Skip the pictures. Copy all the rest of the records down exactly.

DATASET ENTRIES »

** start **

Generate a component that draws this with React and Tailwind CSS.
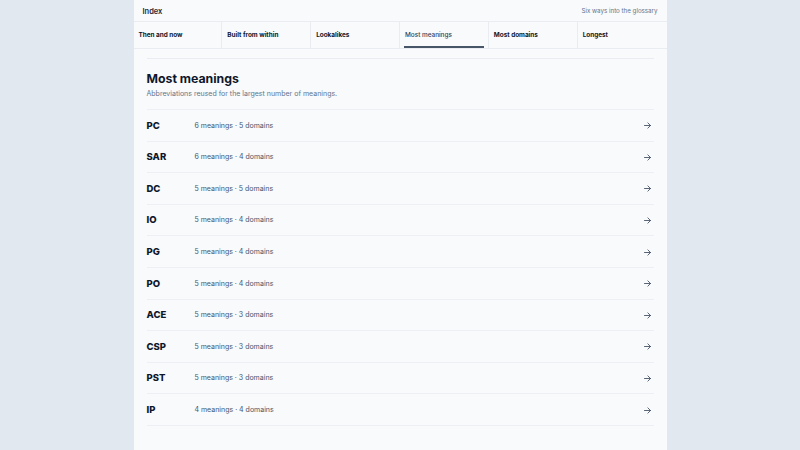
import React from 'react';

const tabs = ['Then and now', 'Built from within', 'Lookalikes', 'Most meanings', 'Most domains', 'Longest'];

const rows = [
  ['PC', '6 meanings · 5 domains'],
  ['SAR', '6 meanings · 4 domains'],
  ['DC', '5 meanings · 5 domains'],
  ['IO', '5 meanings · 4 domains'],
  ['PG', '5 meanings · 4 domains'],
  ['PO', '5 meanings · 4 domains'],
  ['ACE', '5 meanings · 3 domains'],
  ['CSP', '5 meanings · 3 domains'],
  ['PST', '5 meanings · 3 domains'],
  ['IP', '4 meanings · 4 domains'],
];

function Arrow() {
  return (
    <svg width="9" height="9" viewBox="0 0 24 24" fill="none" stroke="currentColor" strokeWidth="2.4" strokeLinecap="round" strokeLinejoin="round">
      <path d="M4 12h16" />
      <path d="M13 5l7 7-7 7" />
    </svg>
  );
}

export default function App() {
  return (
    <div className="min-h-[450px] bg-[#e2e8f0] font-['Inter',sans-serif] text-[#0f172a]">
      <div className="mx-auto w-[533px] min-h-[450px] bg-[#f8fafc]">
        <div className="flex h-[22px] items-center justify-between border-b border-[#e9edf2] px-[9px] pt-[2px] leading-none">
          <span className="text-[7.5px] font-semibold text-[#1e293b]">Index</span>
          <span className="text-[6.2px] text-[#64748b]">Six ways into the glossary</span>
        </div>
        <div className="grid h-[27px] grid-cols-6 border-b border-[#e9edf2]">
          {tabs.map((t, i) => (
            <div
              key={t}
              className={`relative flex items-center px-[5px] pt-[2px] text-[6.4px] ${i < 5 ? 'border-r border-[#e9edf2]' : ''} ${
                t === 'Most meanings' ? 'font-medium text-[#334155]' : 'font-bold text-[#0f172a]'
              }`}
            >
              {t}
              {t === 'Most meanings' && <span className="absolute bottom-0 left-[4px] right-[4px] h-[2px] bg-[#475569]" />}
            </div>
          ))}
        </div>
        <div className="mx-[13px] mt-[9px] border-t border-[#e9edf2] pt-[11px]">
          <h2 className="text-[12.3px] font-bold leading-[18px] text-[#0f172a]">Most meanings</h2>
          <p className="mt-[1px] text-[7px] leading-[10px] text-[#64748b]">Abbreviations reused for the largest number of meanings.</p>
          <div className="mt-[10px] border-t border-[#eceff3]">
            {rows.map(([a, d]) => (
              <div key={a} className="flex h-[31.6px] items-center border-b border-[#eceff3] pt-[1px]">
                <span className="w-[48px] text-[9.5px] font-extrabold text-[#0f172a]">{a}</span>
                <span className="flex-1 text-[7px] text-[#475569]">{d}</span>
                <span className="mr-[2px] text-[#475569]"><Arrow /></span>
              </div>
            ))}
          </div>
        </div>
      </div>
    </div>
  );
}
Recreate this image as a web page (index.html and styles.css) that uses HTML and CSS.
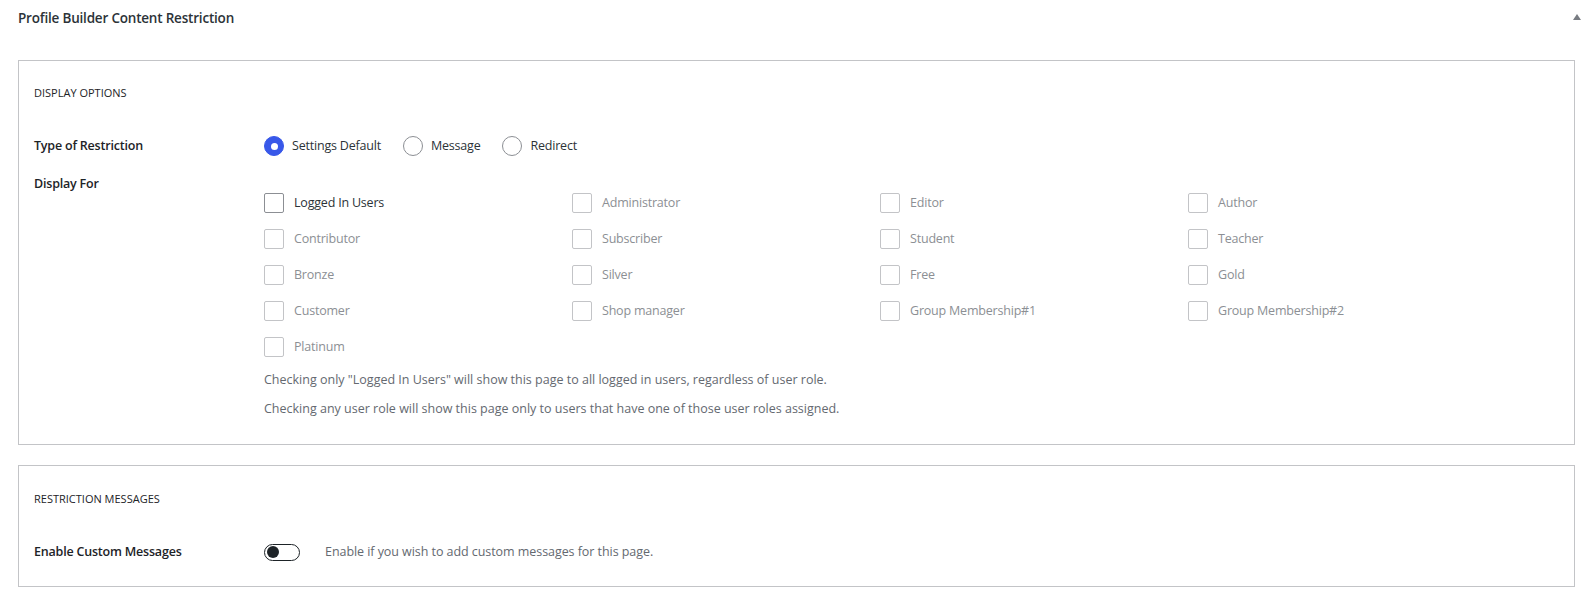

** end **

CORRECT RESULT »
Generate a component that draws this with React and Tailwind CSS.
import React from 'react';

const tabs = ['Then and now', 'Built from within', 'Lookalikes', 'Most meanings', 'Most domains', 'Longest'];

const rows = [
  ['PC', '6 meanings · 5 domains'],
  ['SAR', '6 meanings · 4 domains'],
  ['DC', '5 meanings · 5 domains'],
  ['IO', '5 meanings · 4 domains'],
  ['PG', '5 meanings · 4 domains'],
  ['PO', '5 meanings · 4 domains'],
  ['ACE', '5 meanings · 3 domains'],
  ['CSP', '5 meanings · 3 domains'],
  ['PST', '5 meanings · 3 domains'],
  ['IP', '4 meanings · 4 domains'],
];

function Arrow() {
  return (
    <svg width="9" height="9" viewBox="0 0 24 24" fill="none" stroke="currentColor" strokeWidth="2.4" strokeLinecap="round" strokeLinejoin="round">
      <path d="M4 12h16" />
      <path d="M13 5l7 7-7 7" />
    </svg>
  );
}

export default function App() {
  return (
    <div className="min-h-[450px] bg-[#e2e8f0] font-['Inter',sans-serif] text-[#0f172a]">
      <div className="mx-auto w-[533px] min-h-[450px] bg-[#f8fafc]">
        <div className="flex h-[22px] items-center justify-between border-b border-[#e9edf2] px-[9px] pt-[2px] leading-none">
          <span className="text-[7.5px] font-semibold text-[#1e293b]">Index</span>
          <span className="text-[6.2px] text-[#64748b]">Six ways into the glossary</span>
        </div>
        <div className="grid h-[27px] grid-cols-6 border-b border-[#e9edf2]">
          {tabs.map((t, i) => (
            <div
              key={t}
              className={`relative flex items-center px-[5px] pt-[2px] text-[6.4px] ${i < 5 ? 'border-r border-[#e9edf2]' : ''} ${
                t === 'Most meanings' ? 'font-medium text-[#334155]' : 'font-bold text-[#0f172a]'
              }`}
            >
              {t}
              {t === 'Most meanings' && <span className="absolute bottom-0 left-[4px] right-[4px] h-[2px] bg-[#475569]" />}
            </div>
          ))}
        </div>
        <div className="mx-[13px] mt-[9px] border-t border-[#e9edf2] pt-[11px]">
          <h2 className="text-[12.3px] font-bold leading-[18px] text-[#0f172a]">Most meanings</h2>
          <p className="mt-[1px] text-[7px] leading-[10px] text-[#64748b]">Abbreviations reused for the largest number of meanings.</p>
          <div className="mt-[10px] border-t border-[#eceff3]">
            {rows.map(([a, d]) => (
              <div key={a} className="flex h-[31.6px] items-center border-b border-[#eceff3] pt-[1px]">
                <span className="w-[48px] text-[9.5px] font-extrabold text-[#0f172a]">{a}</span>
                <span className="flex-1 text-[7px] text-[#475569]">{d}</span>
                <span className="mr-[2px] text-[#475569]"><Arrow /></span>
              </div>
            ))}
          </div>
        </div>
      </div>
    </div>
  );
}
Recreate this image as a web page (index.html and styles.css) that uses HTML and CSS.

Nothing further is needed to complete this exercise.